Repeat, word for word, the line with "Clone this screenshot" and each one after it to the end. No picture goes into the copy.

[Dataset rows]

==========

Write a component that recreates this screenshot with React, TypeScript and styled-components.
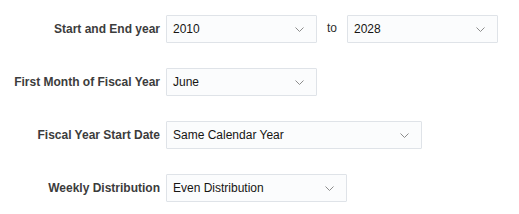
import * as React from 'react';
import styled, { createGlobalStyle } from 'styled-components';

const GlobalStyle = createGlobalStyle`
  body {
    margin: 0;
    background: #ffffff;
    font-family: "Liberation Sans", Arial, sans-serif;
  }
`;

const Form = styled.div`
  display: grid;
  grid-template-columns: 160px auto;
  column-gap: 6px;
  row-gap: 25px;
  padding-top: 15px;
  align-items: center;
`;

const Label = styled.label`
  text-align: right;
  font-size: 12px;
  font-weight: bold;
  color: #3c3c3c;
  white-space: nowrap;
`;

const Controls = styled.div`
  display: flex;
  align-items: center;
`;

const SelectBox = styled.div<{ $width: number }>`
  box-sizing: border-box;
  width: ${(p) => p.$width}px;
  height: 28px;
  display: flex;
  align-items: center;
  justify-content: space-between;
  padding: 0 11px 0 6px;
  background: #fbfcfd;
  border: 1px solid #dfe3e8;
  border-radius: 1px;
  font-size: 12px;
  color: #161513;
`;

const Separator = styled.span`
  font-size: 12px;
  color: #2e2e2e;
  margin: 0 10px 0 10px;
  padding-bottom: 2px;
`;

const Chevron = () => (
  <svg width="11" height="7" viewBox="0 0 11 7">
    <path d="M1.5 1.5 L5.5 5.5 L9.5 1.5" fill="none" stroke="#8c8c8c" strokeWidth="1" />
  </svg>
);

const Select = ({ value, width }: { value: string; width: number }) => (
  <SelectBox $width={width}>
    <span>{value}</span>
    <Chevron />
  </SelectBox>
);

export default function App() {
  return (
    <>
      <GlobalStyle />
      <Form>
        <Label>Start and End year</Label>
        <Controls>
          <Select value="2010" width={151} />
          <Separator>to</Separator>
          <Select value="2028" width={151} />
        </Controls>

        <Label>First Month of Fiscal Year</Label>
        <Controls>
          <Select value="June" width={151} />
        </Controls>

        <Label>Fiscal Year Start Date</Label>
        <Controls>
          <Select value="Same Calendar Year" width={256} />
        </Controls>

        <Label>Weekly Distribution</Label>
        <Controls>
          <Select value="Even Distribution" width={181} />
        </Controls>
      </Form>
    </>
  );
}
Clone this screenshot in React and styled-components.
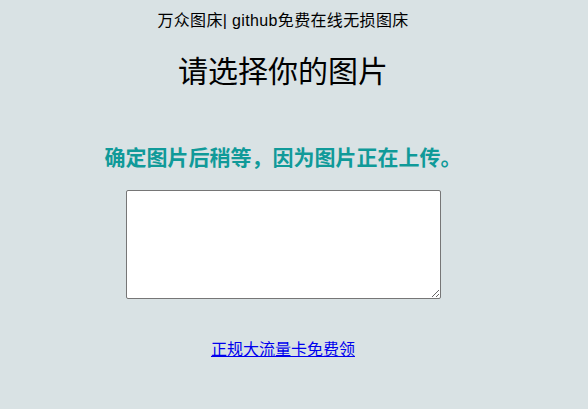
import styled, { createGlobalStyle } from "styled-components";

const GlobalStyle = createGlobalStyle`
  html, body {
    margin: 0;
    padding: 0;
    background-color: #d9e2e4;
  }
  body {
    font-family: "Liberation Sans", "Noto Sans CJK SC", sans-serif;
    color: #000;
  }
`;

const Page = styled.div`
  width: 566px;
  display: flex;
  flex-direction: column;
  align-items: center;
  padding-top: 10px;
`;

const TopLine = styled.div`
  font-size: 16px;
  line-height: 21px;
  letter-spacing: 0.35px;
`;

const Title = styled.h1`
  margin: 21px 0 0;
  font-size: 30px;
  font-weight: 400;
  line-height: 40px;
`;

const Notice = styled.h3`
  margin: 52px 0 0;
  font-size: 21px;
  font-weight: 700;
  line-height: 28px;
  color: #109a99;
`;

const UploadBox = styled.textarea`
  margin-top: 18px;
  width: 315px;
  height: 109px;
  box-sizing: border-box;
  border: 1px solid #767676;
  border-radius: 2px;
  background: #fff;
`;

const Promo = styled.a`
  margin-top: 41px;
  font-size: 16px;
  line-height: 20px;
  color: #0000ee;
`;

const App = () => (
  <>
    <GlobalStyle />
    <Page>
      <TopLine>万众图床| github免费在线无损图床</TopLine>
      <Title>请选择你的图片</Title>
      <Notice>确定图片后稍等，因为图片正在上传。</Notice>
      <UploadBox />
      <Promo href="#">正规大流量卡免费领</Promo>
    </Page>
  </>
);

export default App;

==========

ANSWER TO THIS TASK:
Clone this screenshot in React and styled-components.
import styled, { createGlobalStyle } from "styled-components";

const GlobalStyle = createGlobalStyle`
  html, body {
    margin: 0;
    padding: 0;
    background-color: #d9e2e4;
  }
  body {
    font-family: "Liberation Sans", "Noto Sans CJK SC", sans-serif;
    color: #000;
  }
`;

const Page = styled.div`
  width: 566px;
  display: flex;
  flex-direction: column;
  align-items: center;
  padding-top: 10px;
`;

const TopLine = styled.div`
  font-size: 16px;
  line-height: 21px;
  letter-spacing: 0.35px;
`;

const Title = styled.h1`
  margin: 21px 0 0;
  font-size: 30px;
  font-weight: 400;
  line-height: 40px;
`;

const Notice = styled.h3`
  margin: 52px 0 0;
  font-size: 21px;
  font-weight: 700;
  line-height: 28px;
  color: #109a99;
`;

const UploadBox = styled.textarea`
  margin-top: 18px;
  width: 315px;
  height: 109px;
  box-sizing: border-box;
  border: 1px solid #767676;
  border-radius: 2px;
  background: #fff;
`;

const Promo = styled.a`
  margin-top: 41px;
  font-size: 16px;
  line-height: 20px;
  color: #0000ee;
`;

const App = () => (
  <>
    <GlobalStyle />
    <Page>
      <TopLine>万众图床| github免费在线无损图床</TopLine>
      <Title>请选择你的图片</Title>
      <Notice>确定图片后稍等，因为图片正在上传。</Notice>
      <UploadBox />
      <Promo href="#">正规大流量卡免费领</Promo>
    </Page>
  </>
);

export default App;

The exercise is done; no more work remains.